Chakwera has also shown that he is willing to let the rule of law prevail, at least if what he did by appearing before Parliament to answer questions from lawmakers is anything to by. Whether the act achieved its larger purpose could be debate for another day; what matters is that the President respected the Constitution and did what his predecessors, apart from Bakili Muluzi’s one stint, terribly loathed.

On that again, he has set the tone in terms of respecting the Constitution which he swore to defend and uphold. What will be of interest is whether he will sustain the Parliament appearance.

On the other hand, Cabinet and board appointments did not meet the expectations of most Malawians as was clear from the reactions which they drew in various spheres including social media. The two sections have been a huge test on President Chakwera’s governing style.

His acknowledgement of the concerns from Malawians on some of his decisions shows that he is willing to make things right. But the kind of action that follows afterwards, as he has promised like the case of boards that there is an opportunity for more women to be included, is what matters most.

In fact, Malawians will now be more than eager before to see how the President ‘corrects’ what they perceive as elements that he did not do right.

It is also important to appreciate that we are living in an era where citizens are very actively involved in their governments’ affairs such that everything that their leaders do is scrutinised and opinions come out. It would be naive to imagine that a President can make decisions that will please everyone. That would essentially denote the death of democracy.

Perhaps, the Tonse Alliance administration can in the meantime be forgiven for failing to fulfil some of its campaign promises within reasonable periods. After all, what came out immediately after Chakwera had taken over the leadership mantle were revelations of depressing levels of fraud and corruption.

Getting things back on track again after such cataclysmic mess would surely take time. This is not to imply that the current administration should rest on its laurels and feel Malawians will let it off if it fails to live up to its promises.

All in all, there is some promise in the first 100 days that the Tonse Administration has been in power. Chakwera has launched a challenging campaign to make things work and it is his own test and the test of those who are assisting him in governing this country.

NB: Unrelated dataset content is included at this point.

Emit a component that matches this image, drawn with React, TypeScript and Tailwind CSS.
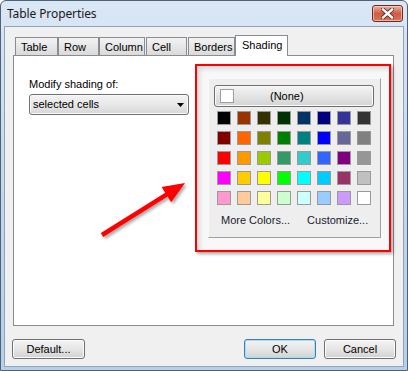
import React from "react";

const palette: string[][] = [
  ["#000000", "#993300", "#333300", "#003300", "#003366", "#000080", "#333399", "#333333"],
  ["#800000", "#FF6600", "#808000", "#008000", "#008080", "#0000FF", "#666699", "#808080"],
  ["#FF0000", "#FF9900", "#99CC00", "#339966", "#33CCCC", "#3366FF", "#800080", "#969696"],
  ["#FF00FF", "#FFCC00", "#FFFF00", "#00FF00", "#00FFFF", "#00CCFF", "#993366", "#C0C0C0"],
  ["#FF99CC", "#FFCC99", "#FFFF99", "#CCFFCC", "#CCFFFF", "#99CCFF", "#CC99FF", "#FFFFFF"],
];

const tabs = [
  { label: "Table", w: "w-[43px]", ml: "ml-0" },
  { label: "Row", w: "w-[41px]", ml: "ml-0" },
  { label: "Column", w: "w-[46px]", ml: "ml-0" },
  { label: "Cell", w: "w-[41px]", ml: "ml-[1px]" },
  { label: "Borders", w: "w-[47px]", ml: "ml-[1px]" },
];

function Btn({ children, w, focus }: { children: React.ReactNode; w: string; focus?: boolean }) {
  return (
    <div
      className={`${w} h-[20px] rounded-[3px] border flex items-center justify-center bg-gradient-to-b from-[#f4f4f4] via-[#e6e6e6] to-[#d2d2d2] ${
        focus ? "border-[#3c7fb1] shadow-[inset_0_0_0_1px_#a8dcf7]" : "border-[#707070] shadow-[inset_0_0_0_1px_#fbfbfb]"
      }`}
    >
      {children}
    </div>
  );
}

export default function App() {
  return (
    <div className="relative w-[408px] h-[371px] overflow-hidden bg-white">
      <div className="w-[408px] h-[371px] flex flex-col border border-[#4e6179] rounded-t-[6px] bg-gradient-to-b from-[#dae7f5] via-[#c3d7ed] to-[#b7cfe9] font-['Liberation_Sans',Arial,sans-serif] text-[11px] text-black">
        {/* Title bar */}
        <div className="h-[25px] flex items-start justify-between pl-[6px] pr-[4px]">
          <span className="mt-[5px] text-[12px] leading-[16px] text-[#1a1a1a] font-['Noto_Sans','Liberation_Sans',sans-serif] tracking-[-0.1px]">
            Table Properties
          </span>
          <div className="mt-[4px] w-[31px] h-[17px] rounded-[3px] border border-[#6e2a22] bg-gradient-to-b from-[#eab1a3] via-[#cf5b41] to-[#d9735a] shadow-[inset_0_0_0_1px_rgba(255,220,210,0.6)] flex items-center justify-center">
            <svg width="13" height="11" viewBox="0 0 13 11">
              <path d="M2 1.5 L11 9.5 M11 1.5 L2 9.5" stroke="#5a2a22" strokeWidth="4.2" strokeLinecap="square" />
              <path d="M2 1.5 L11 9.5 M11 1.5 L2 9.5" stroke="#ffffff" strokeWidth="2.4" strokeLinecap="square" />
            </svg>
          </div>
        </div>

        {/* Body */}
        <div className="mx-[3px] mb-[3px] flex-1 bg-[#f0f0f0] border border-[#8fa4bb] pt-[8px] pl-[8px] flex flex-col">
          {/* Tabs */}
          <div className="ml-[2px] h-[20px] flex items-end">
            {tabs.map((t) => (
              <div
                key={t.label}
                className={`${t.w} ${t.ml} h-[18px] border border-b-0 border-[#898c95] bg-gradient-to-b from-[#f3f3f3] to-[#dadada] pl-[5px] pt-[3px] leading-[13px]`}
              >
                {t.label}
              </div>
            ))}
            <div className="relative z-10 w-[53px] h-[21px] -mb-px border border-b-0 border-[#898c95] bg-white pl-[6px] pt-[3px] leading-[13px]">
              Shading
            </div>
          </div>

          {/* Panel */}
          <div className="w-[381px] h-[271px] border border-[#898c95] bg-white pt-[8px] pl-[15px] flex items-start">
            <div className="w-[160px] mt-[14px] flex flex-col">
              <div className="leading-[13px]">Modify shading of:</div>
              <div className="mt-[3px] h-[21px] rounded-[3px] border border-[#707070] bg-gradient-to-b from-[#f3f3f3] via-[#e8e8e8] to-[#d6d6d6] shadow-[inset_0_0_0_1px_#fafafa] flex items-center justify-between pl-[3px] pr-[4px]">
                <span>selected cells</span>
                <svg width="7" height="4" viewBox="0 0 7 4">
                  <path d="M0 0 H7 L3.5 4 Z" fill="#000" />
                </svg>
              </div>
            </div>

            {/* Red highlight box */}
            <div className="ml-[6px] w-[196px] h-[188px] border-2 border-[#ff0000] bg-[#f8f8f8] shadow-[2px_2px_3px_rgba(0,0,0,0.35),inset_3px_3px_5px_rgba(0,0,0,0.12)] pl-[11px] pt-[12px]">
              <div className="w-[173px] h-[160px] bg-[#eeeeee] border border-[#f9f9f9] border-r-[#a0a0a0] border-b-[#a0a0a0] pt-[6px] pl-[5px] flex flex-col">
                <div className="w-[160px] h-[22px] rounded-[3px] border border-[#6f6f6f] bg-gradient-to-b from-[#f4f4f4] via-[#e4e4e4] to-[#d4d4d4] shadow-[inset_0_0_0_1px_#fafafa] flex items-center pl-[5px]">
                  <div className="w-[14px] h-[14px] bg-white border border-[#a0a0a0]" />
                  <span className="ml-[36px]">(None)</span>
                </div>
                <div className="ml-[3px] mt-[4px] grid grid-cols-8 gap-[6px] w-[154px]">
                  {palette.flat().map((c, i) => (
                    <div key={i} className="w-[14px] h-[14px] border border-[#9a9a9a]" style={{ backgroundColor: c }} />
                  ))}
                </div>
                <div className="mt-[9px] ml-[7px] flex leading-[13px] text-[#1a1a2e]">
                  <span>More Colors...</span>
                  <span className="ml-[17px]">Customize...</span>
                </div>
              </div>
            </div>
          </div>

          {/* Buttons */}
          <div className="mt-[13px] ml-[-1px] w-[384px] flex items-center">
            <Btn w="w-[73px]">Default...</Btn>
            <div className="ml-auto flex gap-[8px]">
              <Btn w="w-[72px]" focus>
                OK
              </Btn>
              <Btn w="w-[72px]">Cancel</Btn>
            </div>
          </div>
        </div>
      </div>

      {/* Annotation arrow */}
      <svg className="absolute left-0 top-0 pointer-events-none" width="408" height="371" viewBox="0 0 408 371">
        <defs>
          <filter id="sh" x="-20%" y="-20%" width="140%" height="140%">
            <feDropShadow dx="2" dy="2" stdDeviation="1.5" floodColor="#000" floodOpacity="0.35" />
          </filter>
        </defs>
        <g filter="url(#sh)">
          <line x1="102" y1="235" x2="168" y2="193.6" stroke="#ff0000" strokeWidth="4.5" />
          <polygon points="185,183 171.2,202.3 161.6,187.1" fill="#ff0000" />
        </g>
      </svg>
    </div>
  );
}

That he is coming out frequently to update the nation on what his administration is doing and answering some of the pressing questions from Malawians shows he appreciates that feedback is important in governance.

What will be important moving forward is whether the Tonse Alliance administration will build on the foundation that it has laid in various areas to make things better than before and whether it will correct what some quarters feel are mistakes.

While it is true that Chakwera inherited a system which, according to the information that is coming out, was heavily compromised, Malawians want him to show them that he is up to the task that he so fervently fought for.

So far, save for a few issues, it appears the right tone has been set. In the following years, pressure will be growing if the Tonse Administration fails to take advantage of the constructive counsel to keep improving on its governance style.